Mizzou is lucky on this one. Perhaps reflecting the amount of effort he had to put into the pick in the first place, Jaydon Hill simply runs across the end zone with his finger in the air, a vintage football celebration if I’ve ever seen one. The problem is this... how many touchdowns has Hill scored in his career as a defensive back? You finally get the opportunity to take a house call, and this is your response? My guy, you have to do better than that. High step it. Lambeau leap. For god’s sake, CHOMP! 8/20

  • Category 5: How did everyone not involved react?

YAWN. Camera guy is asleep and doesn’t catch any fan reaction. Players simply crowd around Hill and congratulate him. Cook and the offense trudge back to the bench ahead of receiving the imminent kickoff. Cook, in fact, helps his score by not slamming his helmet or yeeting an armband 30 yards into the crowd, though that certainly would’ve been more entertaining. 3/15

  • Category 6: Is there a backstory/context to consider?

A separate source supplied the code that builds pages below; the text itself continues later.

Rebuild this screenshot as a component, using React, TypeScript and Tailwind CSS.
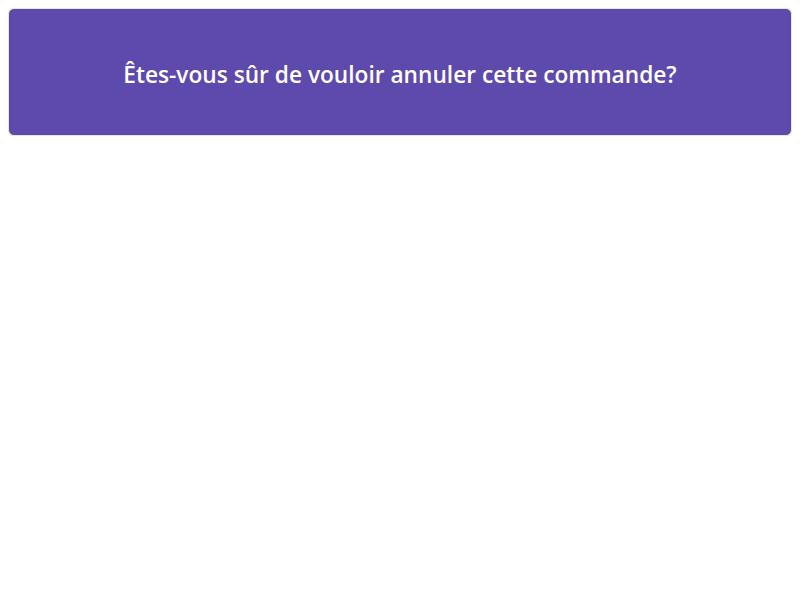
export default function App() {
  return (
    <div className="min-h-[600px] bg-white p-2" style={{ fontFamily: '"Open Sans", sans-serif' }}>
      <div className="rounded-md border border-gray-200 bg-[#5e49ad] px-6 pt-[50px] pb-[44px] text-center">
        <p className="text-[22.7px] leading-8 font-semibold text-white">
          Êtes-vous sûr de vouloir annuler cette commande?
        </p>
      </div>
    </div>
  )
}
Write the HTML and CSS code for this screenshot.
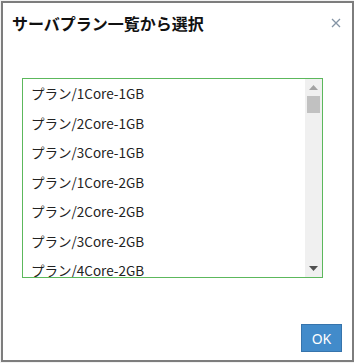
FILE: index.html
```html
<!DOCTYPE html>
<html>
<head>
    <meta charset="utf-8" />
    <title>サーバプラン一覧から選択</title>
    <link rel="stylesheet" href="styles.css">
</head>
<body>
    <div class="dialog">
        <div class="dialog-header">
            <h1 class="dialog-title">サーバプラン一覧から選択</h1>
            <button class="close-btn" aria-label="閉じる">
                <svg width="10" height="10" viewBox="0 0 10 10">
                    <path d="M1 1 L9 9 M9 1 L1 9" stroke="#8494a5" stroke-width="1.3" fill="none" />
                </svg>
            </button>
        </div>

        <div class="dialog-body">
            <div class="listbox">
                <ul class="plan-list">
                    <li>プラン/1Core-1GB</li>
                    <li>プラン/2Core-1GB</li>
                    <li>プラン/3Core-1GB</li>
                    <li>プラン/1Core-2GB</li>
                    <li>プラン/2Core-2GB</li>
                    <li>プラン/3Core-2GB</li>
                    <li>プラン/4Core-2GB</li>
                </ul>
                <div class="scrollbar">
                    <div class="scroll-arrow">
                        <svg width="9" height="5" viewBox="0 0 9 5"><path d="M4.5 0 L9 5 L0 5 Z" fill="#a3a3a3" /></svg>
                    </div>
                    <div class="scroll-thumb"></div>
                    <div class="scroll-track"></div>
                    <div class="scroll-arrow">
                        <svg width="9" height="5" viewBox="0 0 9 5"><path d="M0 0 L9 0 L4.5 5 Z" fill="#505050" /></svg>
                    </div>
                </div>
            </div>
        </div>

        <div class="dialog-footer">
            <button class="btn-ok">OK</button>
        </div>
    </div>
</body>
</html>
```
FILE: styles.css
```css
body {
    margin: 0;
    padding: 1px 0 0 1px;
    background-color: #f2f2f2;
    font-family: "Noto Sans CJK JP", "Noto Sans", sans-serif;
    color: #222;
}

.dialog {
    box-sizing: border-box;
    width: 353px;
    height: 361px;
    border: 2px solid #7d7d7d;
    background-color: #fff;
    display: flex;
    flex-direction: column;
}

.dialog-header {
    height: 39px;
    display: flex;
    align-items: center;
    justify-content: space-between;
    padding: 0 11px 0 9px;
}

.dialog-title {
    margin: 0;
    font-size: 16px;
    font-weight: bold;
    color: #111;
    line-height: 24px;
}

.close-btn {
    border: none;
    background: none;
    padding: 0;
    width: 10px;
    height: 10px;
    display: flex;
}

.dialog-body {
    padding: 36px 0 0 19px;
}

.listbox {
    box-sizing: border-box;
    width: 301px;
    height: 200px;
    border: 1px solid #5cb85c;
    display: flex;
}

.plan-list {
    flex: 1;
    list-style: none;
    margin: 0;
    padding: 0;
    overflow: hidden;
}

    .plan-list li {
        height: 29.5px;
        line-height: 29.5px;
        padding-left: 8px;
        font-size: 13.5px;
        white-space: nowrap;
    }

.scrollbar {
    width: 17px;
    background-color: #f0f0f0;
    display: flex;
    flex-direction: column;
    align-items: center;
}

.scroll-arrow {
    height: 17px;
    width: 17px;
    display: flex;
    align-items: center;
    justify-content: center;
}

.scroll-thumb {
    width: 13px;
    height: 17px;
    background-color: #c1c1c1;
}

.scroll-track {
    flex: 1;
}

.dialog-footer {
    margin-top: auto;
    display: flex;
    justify-content: flex-end;
    padding: 0 10px 8px 0;
}

.btn-ok {
    box-sizing: border-box;
    width: 41px;
    height: 28px;
    background-color: #428bca;
    border: 1px solid #3674ac;
    color: #fff;
    font-family: "Noto Sans", sans-serif;
    font-size: 14px;
    padding: 0;
}
```
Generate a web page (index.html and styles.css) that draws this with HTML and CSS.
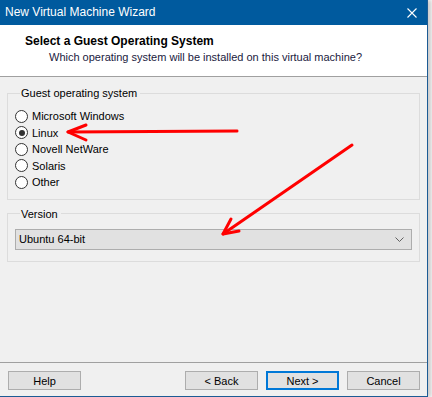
FILE: index.html
```html
<!DOCTYPE html>
<html>

<head>
    <title>New Virtual Machine Wizard</title>
    <link rel="stylesheet" href="styles.css">
</head>

<body>
    <div class="window">
        <div class="titlebar">
            <span class="title">New Virtual Machine Wizard</span>
            <svg class="close" width="10" height="10" viewBox="0 0 10 10">
                <path d="M0.5 0.5 L9.5 9.5 M9.5 0.5 L0.5 9.5" stroke="#ffffff" stroke-width="1.1" fill="none" />
            </svg>
        </div>

        <div class="header">
            <h1>Select a Guest Operating System</h1>
            <p>Which operating system will be installed on this virtual machine?</p>
        </div>

        <div class="content">
            <fieldset class="group">
                <legend>Guest operating system</legend>
                <label class="radio-row"><input type="radio" name="os"> Microsoft Windows</label>
                <label class="radio-row"><input type="radio" name="os" checked> Linux</label>
                <label class="radio-row"><input type="radio" name="os"> Novell NetWare</label>
                <label class="radio-row"><input type="radio" name="os"> Solaris</label>
                <label class="radio-row"><input type="radio" name="os"> Other</label>
            </fieldset>

            <fieldset class="group version">
                <legend>Version</legend>
                <div class="select">
                    <span>Ubuntu 64-bit</span>
                    <svg width="9" height="5" viewBox="0 0 9 5">
                        <path d="M0.5 0.5 L4.5 4.5 L8.5 0.5" stroke="#606060" stroke-width="1" fill="none" />
                    </svg>
                </div>
            </fieldset>
        </div>

        <div class="footer">
            <button class="btn">Help</button>
            <div class="spacer"></div>
            <button class="btn">&lt; Back</button>
            <button class="btn default">Next &gt;</button>
            <button class="btn">Cancel</button>
        </div>

        <!-- annotation arrows drawn over the dialog -->
        <svg class="arrows" width="428" height="397" viewBox="0 0 428 397">
            <g stroke="#ff0000" stroke-width="3" fill="none" stroke-linecap="round" stroke-linejoin="round">
                <path d="M237 131 L68 132" />
                <path d="M86 125 L68 132 L86 140" />
                <path d="M352 145 L223 234" />
                <path d="M231 219 L223 234 L239 231" />
            </g>
        </svg>
    </div>
</body>

</html>
```

FILE: styles.css
```css
body {
    margin: 0;
    background: #f7f7f7;
    font-family: 'Liberation Sans', Arial, sans-serif;
    font-size: 11px;
    color: #000000;
}

.window {
    position: relative;
    width: 427px;
    height: 396px;
    background: #f0f0f0;
    border-right: 1px solid #1c5b94;
    border-bottom: 1px solid #1c5b94;
    display: flex;
    flex-direction: column;
    box-shadow: 3px 0 4px rgba(0, 0, 0, 0.18);
}

.titlebar {
    height: 25px;
    background: #005a9e;
    color: #ffffff;
    display: flex;
    align-items: center;
    padding-left: 5px;
    padding-right: 10px;
}

.title {
    flex: 1;
    font-size: 12px;
    padding-bottom: 1px;
}

.close {
    display: block;
}

.header {
    height: 52px;
    background: #ffffff;
    border-bottom: 1px solid #a0a0a0;
    padding-left: 25px;
    box-sizing: border-box;
    padding-top: 8px;
}

.header h1 {
    margin: 0;
    font-size: 12px;
    font-weight: bold;
    line-height: 16px;
}

.header p {
    margin: 0 0 0 24px;
    line-height: 16px;
    color: #1a1a40;
}

.content {
    padding: 9px 7px 0 7px;
}

.group {
    margin: 0;
    border: 1px solid #dcdcdc;
    padding: 8px 7px 8px 7px;
}

.group legend {
    padding: 0 3px 0 1px;
    margin-left: 5px;
    line-height: 14px;
}

.radio-row {
    display: flex;
    align-items: center;
    height: 16.5px;
}

.radio-row input {
    appearance: none;
    width: 13px;
    height: 13px;
    margin: 0 4px 0 0;
    border: 1px solid #333333;
    border-radius: 50%;
    background: #ffffff;
    box-sizing: border-box;
    display: grid;
    place-items: center;
}

.radio-row input:checked::after {
    content: "";
    width: 6px;
    height: 6px;
    border-radius: 50%;
    background: #333333;
}

.version {
    margin-top: 7px;
    padding: 8px 7px 11px 7px;
}

.select {
    height: 21px;
    box-sizing: border-box;
    border: 1px solid #adadad;
    background: #e1e1e1;
    display: flex;
    align-items: center;
    justify-content: space-between;
    padding: 0 7px 0 3px;
}

.footer {
    margin-top: auto;
    border-top: 1px solid #a0a0a0;
    height: 34px;
    display: flex;
    align-items: flex-start;
    padding: 8px 7px 0 8px;
    gap: 8px;
    box-sizing: border-box;
}

.spacer {
    flex: 1;
}

.btn {
    width: 73px;
    height: 19px;
    box-sizing: border-box;
    background: #e1e1e1;
    border: 1px solid #adadad;
    font-family: 'Liberation Sans', Arial, sans-serif;
    font-size: 11px;
    padding: 0;
    color: #000000;
}

.btn.default {
    border: 2px solid #0078d7;
}

.arrows {
    position: absolute;
    left: 0;
    top: 0;
    pointer-events: none;
}
```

Not so much. Cook’s decision making has been problematic this season, and the pick-six may have been his lowest moment — to be honest, I’m not sure how it gets worse than this. Coming into the season, however, one of Cook’s reported strong suits was his ability to make good decisions and provide steady game management. We were counting on him to be, in essence, Connor Bazelak with more athleticism. That has been the case, though unfortunately with the 2021 version of CB and not the much preferred 2020 model. 10/20

Brady Cook’s pick-six was 50 percent disrespectful to Mizzou and its fans.

Superlatives and Awards

Least Likely To Chomp: Literally every Gators’ player (unless I missed something). Have we finally seen the end of the SEC’s most annoying celebration?

Most Miserable Florida Fan: Spencer Hall was going through it on Saturday

Imagine having the internet’s only college football podcast and willingly choosing to root for Florida. Couldn’t be me!

Most Heartwarming: The Ennis Rakestraw, Jr. comeback story continues to fuel the hopeful fire in my soul.

Least Likely to Watch College Football this Weekend: Me. See ya, nerds, and let’s go Blues!